> _DIRECTIVE_
Skip the pictures. Set down, word for word, the lines from the start of the material up to and including the line with "const [code, setCode] = React.useState('');".

------ MATERIAL PROVIDED

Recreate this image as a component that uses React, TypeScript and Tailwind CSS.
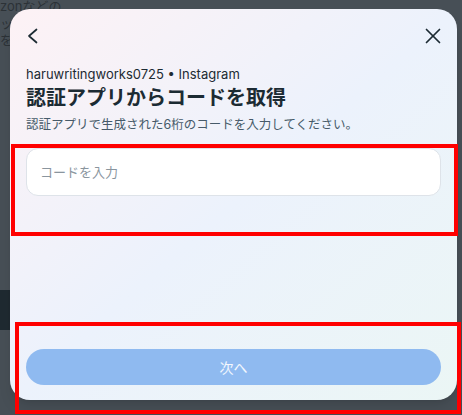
import React from 'react';

export default function App() {
  const [code, setCode] = React.useState('');

  return (
    <div
      className="relative w-[462px] h-[415px] overflow-hidden bg-[#474f56]"
      style={{ fontFamily: 'Inter, "Noto Sans CJK JP", sans-serif' }}
    >
      {/* page behind the dimmed overlay */}
      <div className="absolute left-0 top-[-2px] text-[13px] leading-[17px] text-[#2c3237]">
        <div>zonなどの</div>
        <div>ッ</div>
        <div>を</div>
      </div>
      <div className="absolute left-0 top-[290px] w-[10px] h-[40px] bg-[#1f2a31]" />

      {/* modal */}
      <div className="pt-[9px] pl-[10px]">
        <div className="relative flex flex-col w-[447px] h-[391px] rounded-[20px] bg-gradient-to-br from-[#fdf2f5] via-[#ecf2fc] to-[#ebf6f5] px-[16px] pb-[15px] shadow-lg">
          <div className="flex items-center justify-between h-[24px] mt-[15px]">
            <button className="text-[#1c2b33]">
              <svg width="16" height="16" viewBox="0 0 16 16" fill="none" stroke="currentColor" strokeWidth="1.7" strokeLinecap="round" strokeLinejoin="round">
                <polyline points="10.5,1.5 3,8 10.5,14.5" />
              </svg>
            </button>
            <button className="text-[#1c2b33]">
              <svg width="16" height="16" viewBox="0 0 16 16" fill="none" stroke="currentColor" strokeWidth="1.7" strokeLinecap="round">
                <line x1="1.5" y1="1.5" x2="14.5" y2="14.5" />
                <line x1="14.5" y1="1.5" x2="1.5" y2="14.5" />
              </svg>
            </button>
          </div>

          <div className="mt-[18px] text-[13px] leading-[16px] text-[#1c2b33]">
            haruwritingworks0725 • Instagram
          </div>
          <h1 className="mt-[3px] text-[20px] leading-[26px] font-bold text-[#1c2b33]">
            認証アプリからコードを取得
          </h1>
          <p className="mt-[5px] text-[12.5px] leading-[18px] text-[#465a69]">
            認証アプリで生成された6桁のコードを入力してください。
          </p>

          <input
            value={code}
            onChange={(e) => setCode(e.target.value)}
            placeholder="コードを入力"
            className="mt-[14px] h-[48px] w-full rounded-[12px] border border-[#dee3e9] bg-white px-[13px] text-[13px] text-[#1c2b33] placeholder:text-[#8a959e] outline-none"
          />

          <div className="flex-1" />

          <button className="h-[36px] w-full rounded-full bg-[#8fbaf0] text-[14px] text-white/90">
            次へ
          </button>
        </div>
      </div>

      {/* annotation boxes */}
      <div className="absolute left-[11px] top-[144px] w-[447px] h-[92px] border-[4px] border-[#ff0000]" />
      <div className="absolute left-[15px] top-[322px] w-[446px] h-[92px] border-[4px] border-[#ff0000]" />
    </div>
  );
}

------------

> _ANSWER TO THE TASK_
Recreate this image as a component that uses React, TypeScript and Tailwind CSS.
import React from 'react';

export default function App() {
  const [code, setCode] = React.useState('');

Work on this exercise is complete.